Over a forty-year career, May has worked to extend and intensify a range of avant-garde languages, inventing a particular form of abstraction created from the re-use of materials found in the urban environment. Residing in Salem, Oregon, the artist exceeds any regional frame to engage directly the history of key abstract strategies such as constructivism, geometric abstraction, and the monochrome. But the work also explores the readymade and collage practice typical of Dada, or the child-like scale and alternative distribution channels (such as mail art) later explored by Fluxus, as well as the textual, archival, and architectural tactics central to certain forms of Conceptual art. Indeed, the work seems to evoke the ghosts of an eclectic but very specific range of canonical modernist or postwar artists, embraced in all their incompatibility and evident contradiction with each other: Kurt Schwitters and Kasimir Malevich; Joseph Cornell and Joseph Beuys; the precarious grids of painter Agnes Martin and the aggressive geometric cut-outs of Gordon Matta-Clark; the notion of a spontaneous Art Brut elaborated by Jean Dubuffet and the street aesthetics of the early work of Claes Oldenburg.

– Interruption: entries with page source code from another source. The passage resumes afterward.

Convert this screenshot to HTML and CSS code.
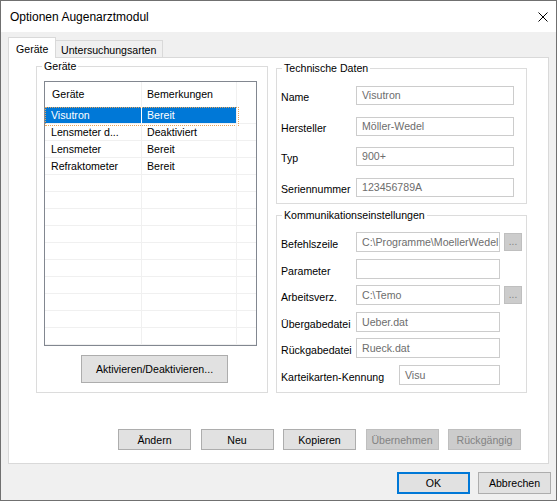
FILE: index.html
```html
<!DOCTYPE html>
<html lang="de">
<head>
  <meta charset="UTF-8">
  <title>Optionen Augenarztmodul</title>
  <link rel="stylesheet" href="styles.css">
</head>
<body>
  <div class="window">
    <div class="titlebar">
      <span class="title">Optionen Augenarztmodul</span>
      <svg class="close" width="10" height="10" viewBox="0 0 10 10"><path d="M0.5 0.5L9.5 9.5M9.5 0.5L0.5 9.5" stroke="#000" stroke-width="1" fill="none"/></svg>
    </div>

    <div class="tabs">
      <div class="tab active">Geräte</div>
      <div class="tab plain">Untersuchungsarten</div>
    </div>

    <div class="panel">
      <div class="groups">
        <fieldset class="group geraete">
          <legend>Geräte</legend>
          <div class="geraete-inner">
            <div class="liste">
              <div class="row head"><div>Geräte</div><div>Bemerkungen</div><div></div></div>
              <div class="row sel"><div>Visutron</div><div>Bereit</div><div></div></div>
              <div class="row"><div>Lensmeter d...</div><div>Deaktiviert</div><div></div></div>
              <div class="row"><div>Lensmeter</div><div>Bereit</div><div></div></div>
              <div class="row"><div>Refraktometer</div><div>Bereit</div><div></div></div>
              <div class="row"><div></div><div></div><div></div></div>
              <div class="row"><div></div><div></div><div></div></div>
              <div class="row"><div></div><div></div><div></div></div>
              <div class="row"><div></div><div></div><div></div></div>
              <div class="row"><div></div><div></div><div></div></div>
              <div class="row"><div></div><div></div><div></div></div>
              <div class="row"><div></div><div></div><div></div></div>
              <div class="row"><div></div><div></div><div></div></div>
              <div class="row"><div></div><div></div><div></div></div>
              <div class="row"><div></div><div></div><div></div></div>
            </div>
            <button class="btn btn-aktiv">Aktivieren/Deaktivieren...</button>
          </div>
        </fieldset>

        <div class="rechts">
          <fieldset class="group">
            <legend>Technische Daten</legend>
            <div class="felder tech">
              <div class="feld"><label>Name</label><div class="eingabe">Visutron</div></div>
              <div class="feld"><label>Hersteller</label><div class="eingabe">Möller-Wedel</div></div>
              <div class="feld"><label>Typ</label><div class="eingabe">900+</div></div>
              <div class="feld"><label>Seriennummer</label><div class="eingabe">123456789A</div></div>
            </div>
          </fieldset>

          <fieldset class="group komm">
            <legend>Kommunikationseinstellungen</legend>
            <div class="felder">
              <div class="feld"><label>Befehlszeile</label><div class="eingabe">C:\Programme\MoellerWedel</div><div class="punkte">...</div></div>
              <div class="feld"><label>Parameter</label><div class="eingabe"></div></div>
              <div class="feld"><label>Arbeitsverz.</label><div class="eingabe">C:\Temo</div><div class="punkte">...</div></div>
              <div class="feld"><label>Übergabedatei</label><div class="eingabe">Ueber.dat</div></div>
              <div class="feld"><label>Rückgabedatei</label><div class="eingabe">Rueck.dat</div></div>
              <div class="feld kennung"><label>Karteikarten-Kennung</label><div class="eingabe">Visu</div></div>
            </div>
          </fieldset>
        </div>
      </div>

      <div class="aktionen">
        <button class="btn">Ändern</button>
        <button class="btn">Neu</button>
        <button class="btn">Kopieren</button>
        <button class="btn" disabled>Übernehmen</button>
        <button class="btn" disabled>Rückgängig</button>
      </div>
    </div>

    <div class="dialog-buttons">
      <button class="btn default">OK</button>
      <button class="btn">Abbrechen</button>
    </div>
  </div>
</body>
</html>
```

FILE: styles.css
```css
* { box-sizing: border-box; }
body { margin: 0; background: #fff; font-family: "Liberation Sans", Arial, sans-serif; font-size: 10.6px; color: #000; }

.window { width: 557px; height: 501px; border: 1px solid #707070; background: #f0f0f0; display: flex; flex-direction: column; }
.titlebar { height: 31px; flex: none; background: #fff; display: flex; align-items: center; justify-content: space-between; padding: 0 8px 0 9px; font-size: 12px; }

.tabs { display: flex; align-items: flex-end; padding: 5px 0 0 7px; }
.tab { border: 1px solid #d9d9d9; border-bottom: 0; white-space: nowrap; }
.tab.active { width: 48px; height: 21px; padding: 3px 0 0 7px; line-height: 16px; background: #fff; margin-bottom: -1px; position: relative; z-index: 1; }
.tab.plain { width: 107px; height: 17px; padding: 3px 0 0 5px; line-height: 13px; border-left: 0; }

.panel { margin: 0 7px; height: 407px; flex: none; border: 1px solid #d9d9d9; background: #fff; display: flex; flex-direction: column; padding: 1px 0 13px 27px; }
.groups { display: flex; gap: 8px; align-items: flex-start; }

.group { margin: 0; padding: 0; border: 1px solid #dcdcdc; min-width: 0; }
.group legend { padding: 0 2px; margin-left: 5px; line-height: 15px; }

.geraete { width: 232px; }
.geraete-inner { padding: 7px 0 9px 7px; }
.liste { width: 213px; height: 265px; border: 1px solid #828790; background: #fff; overflow: hidden; }
.row { display: grid; grid-template-columns: 97px 95px 1fr; height: 17px; line-height: 16px; position: relative; }
.row > div { border-right: 1px solid #f0f0f0; border-bottom: 1px solid #f0f0f0; white-space: nowrap; overflow: hidden; }
.row > div:first-child { padding-left: 6px; }
.row > div:nth-child(2) { padding-left: 5px; }
.row > div:last-child { border-right: 0; }
.row.head { height: 25px; line-height: 25px; }
.row.head > div { border-bottom: 0; }
.row.head > div:first-child { padding-left: 7px; }
.row.sel > div:first-child, .row.sel > div:nth-child(2) { background: #0078d7; color: #fff; }
.row.sel > div:first-child { border-right-color: #fff; }
.row.sel::after { content: ""; position: absolute; left: 0; top: 0; width: 192px; height: 17px; border: 1px dotted #e9a55a; pointer-events: none; }

.btn { font-family: inherit; font-size: inherit; color: #000; background: #e1e1e1; border: 1px solid #adadad; width: 73px; height: 21px; padding: 0; margin: 0; }
.btn:disabled { background: #cccccc; border-color: #bfbfbf; color: #838383; }
.btn-aktiv { display: block; width: 147px; height: 28px; margin: 9px 0 0 37px; }

.rechts { width: 251px; margin-top: 2px; display: flex; flex-direction: column; gap: 4px; }
.felder { display: flex; flex-direction: column; padding: 9px 0 7px 4px; row-gap: 6.6px; }
.felder.tech { padding: 10px 0 6px 4px; row-gap: 11.67px; }
.feld { display: flex; align-items: flex-start; height: 20px; }
.feld label { width: 75px; flex: none; padding-top: 5px; line-height: 15px; white-space: nowrap; }
.eingabe { width: 144px; height: 20px; border: 1px solid #cccccc; background: #fff; color: #6d6d6d; padding-left: 5px; line-height: 18px; white-space: nowrap; overflow: hidden; }
.tech .feld { height: 19px; }
.tech .feld label { padding-top: 4px; }
.tech .eingabe { width: 158px; height: 19px; line-height: 17px; }
.kennung label { width: 118px; }
.kennung .eingabe { width: 101px; }
.punkte { width: 18px; height: 18px; margin: 1px 0 0 4px; background: #cccccc; border: 1px solid #bfbfbf; color: #838383; text-align: center; line-height: 16px; font-size: 10px; }

.aktionen { margin-top: auto; display: flex; justify-content: flex-end; gap: 9.5px; padding-right: 27px; }

.dialog-buttons { display: flex; justify-content: flex-end; gap: 8px; padding: 8px 5px 0 0; }
.dialog-buttons .btn { height: 22px; }
.btn.default { border: 2px solid #0078d7; }
```
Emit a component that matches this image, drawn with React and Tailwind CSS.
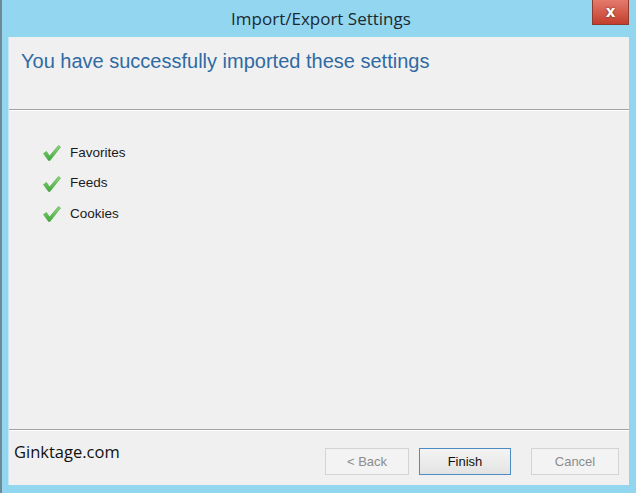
import React from "react";

const items = ["Favorites", "Feeds", "Cookies"];

const Check = () => (
  <svg width="20" height="18" viewBox="0 0 20 18" className="shrink-0">
    <defs>
      <linearGradient id="chk" x1="0" y1="0" x2="0" y2="1">
        <stop offset="0" stopColor="#8fdc7c" />
        <stop offset="1" stopColor="#3fa63a" />
      </linearGradient>
    </defs>
    <path
      d="M1.5 9.5 L4.5 7.5 L7.5 12 L16.5 1.5 L18.5 3 L8 16.5 L6.5 16.5 Z"
      fill="url(#chk)"
      stroke="#4aa146"
      strokeWidth="0.6"
      strokeLinejoin="round"
    />
  </svg>
);

const App = () => {
  return (
    <div className="w-[636px] h-[493px] bg-[#93d6f0] flex flex-col border-l-2 border-[#6f8a96] overflow-hidden">
      <div className="relative h-[37px] shrink-0 flex items-center justify-center">
        <span className="text-[17px] text-[#1b2a30] pl-[4px]" style={{ fontFamily: "'Open Sans', 'Liberation Sans', sans-serif" }}>
          Import/Export Settings
        </span>
        <div className="absolute right-[7px] top-0 w-[37px] h-[25px] bg-gradient-to-b from-[#e37a6c] to-[#c33d2c] border border-[#8e3b30] border-t-0 flex items-center justify-center">
          <span className="text-white font-bold text-[15px] leading-none" style={{ fontFamily: "'DejaVu Sans', sans-serif", textShadow: "0 0 2px #5a1a12" }}>x</span>
        </div>
      </div>
      <div className="flex-1 ml-[6px] mr-[7px] mb-[8px] bg-[#f0f0f0] flex flex-col border-l border-[#c6e6f3]">
        <div className="h-[72px] shrink-0 pl-[12px] pt-[9px]">
          <h1 className="text-[20px] text-[#2f6aa3]" style={{ fontFamily: "'Liberation Sans', Arial, sans-serif" }}>
            You have successfully imported these settings
          </h1>
        </div>
        <div className="h-px bg-[#a3a3a3]" />
        <div className="h-px bg-white" />
        <div className="flex-1 pl-[33px] pt-[33px] flex flex-col gap-[12.5px]" style={{ fontFamily: "'Liberation Sans', Arial, sans-serif" }}>
          {items.map((item) => (
            <div key={item} className="flex items-center gap-[8px] h-[18px]">
              <Check />
              <span className="text-[13.5px] text-[#1a1a1a]">{item}</span>
            </div>
          ))}
        </div>
        <div className="h-px bg-[#a3a3a3]" />
        <div className="h-px bg-white" />
        <div className="h-[54px] shrink-0 flex items-start pl-[5px] pr-[10px]">
          <span className="text-[16.5px] text-[#111] mt-[9px]" style={{ fontFamily: "'Open Sans', 'Liberation Sans', sans-serif" }}>
            Ginktage.com
          </span>
          <div className="ml-auto flex gap-[10px] mt-[17px]" style={{ fontFamily: "'Liberation Sans', Arial, sans-serif" }}>
            <button className="w-[84px] h-[27px] border border-[#d4d4d4] bg-[#f3f3f3] text-[13px] text-[#8c8c8c]">
              &lt; Back
            </button>
            <button className="w-[92px] h-[27px] border border-[#4d8cc2] bg-gradient-to-b from-[#f4f4f4] to-[#e3e3e3] text-[13px] text-[#111] mr-[10px]">
              Finish
            </button>
            <button className="w-[88px] h-[27px] border border-[#d4d4d4] bg-[#f3f3f3] text-[13px] text-[#8c8c8c]">
              Cancel
            </button>
          </div>
        </div>
      </div>
    </div>
  );
};

export default App;
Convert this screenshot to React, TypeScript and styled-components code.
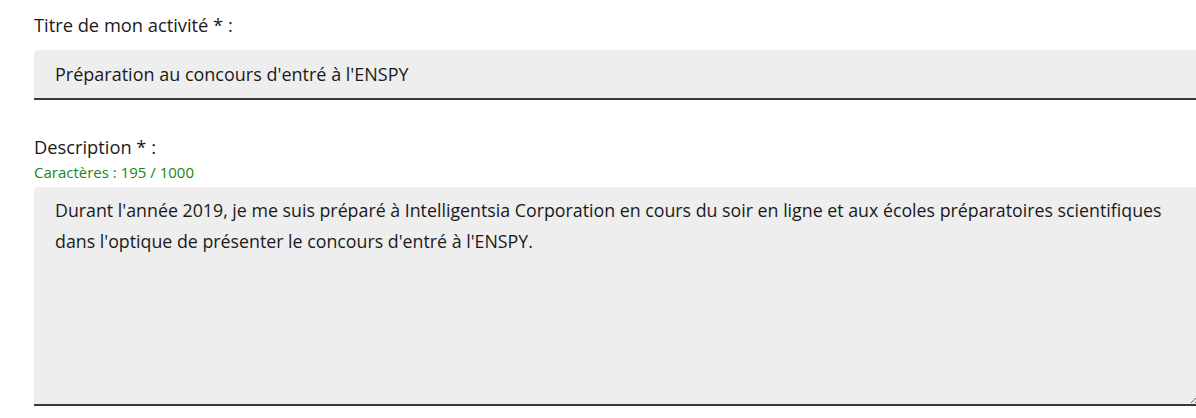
import React, { useState } from 'react'
import styled, { createGlobalStyle } from 'styled-components'

const GlobalStyle = createGlobalStyle`
  body {
    margin: 0;
    background: #fff;
    font-family: "Open Sans", "Noto Sans", sans-serif;
    color: #1e1e1e;
    overflow: hidden;
  }
`

const Form = styled.form`
  display: flex;
  flex-direction: column;
  padding: 13px 0 0 34px;
  width: 1199px;
  box-sizing: border-box;
`

const Field = styled.div<{ gap?: number }>`
  display: flex;
  flex-direction: column;
  margin-bottom: ${({ gap }) => (gap ? gap : 0)}px;
`

const Label = styled.label`
  font-size: 18.3px;
  line-height: 24px;
  color: #1a1a1a;
  margin-bottom: 13px;
`

const Counter = styled.span`
  font-size: 15px;
  line-height: 16px;
  color: #18880f;
  margin-top: -8px;
  margin-bottom: 7px;
`

const TextInput = styled.input`
  height: 50px;
  box-sizing: border-box;
  border: none;
  border-bottom: 2px solid #3a3a3a;
  border-radius: 4px 4px 0 0;
  background: #eeeeee;
  padding: 0 21px;
  font-family: inherit;
  font-size: 18px;
  color: #1a1a1a;
  outline: none;
`

const TextArea = styled.textarea`
  height: 219px;
  box-sizing: border-box;
  border: none;
  border-bottom: 2px solid #3a3a3a;
  border-radius: 4px 4px 0 0;
  background: #eeeeee;
  padding: 8px 21px;
  font-family: inherit;
  font-size: 17.8px;
  line-height: 31px;
  color: #1a1a1a;
  outline: none;
  resize: vertical;
`

const App = () => {
  const [titre, setTitre] = useState("Préparation au concours d'entré à l'ENSPY")
  const [description, setDescription] = useState(
    "Durant l'année 2019, je me suis préparé à Intelligentsia Corporation en cours du soir en ligne et aux écoles préparatoires scientifiques dans l'optique de présenter le concours d'entré à l'ENSPY."
  )

  return (
    <>
      <GlobalStyle />
      <Form>
        <Field gap={35}>
          <Label htmlFor="titre">Titre de mon activité * :</Label>
          <TextInput id="titre" value={titre} onChange={(e) => setTitre(e.target.value)} />
        </Field>
        <Field>
          <Label htmlFor="description">Description * :</Label>
          <Counter>Caractères : {description.length} / 1000</Counter>
          <TextArea
            id="description"
            value={description}
            onChange={(e) => setDescription(e.target.value)}
          />
        </Field>
      </Form>
    </>
  )
}

export default App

And yet the art of D.E. May also references everyday objects, simple and useful things, like tools, architectural shelters, or maps. With its titles and general spirit, the work often evokes the outdated places and characters found in film noir movies, or albums and song titles from our vinyl-record past. Allegorical references to mysterious regions or lands abound, utopian zones perhaps, or long-ago sites that have passed into oblivion. In their construction, May’s objects also echo the labors characteristic of a range of non-art occupations like dressmaking or furniture design or haphazard carpentry.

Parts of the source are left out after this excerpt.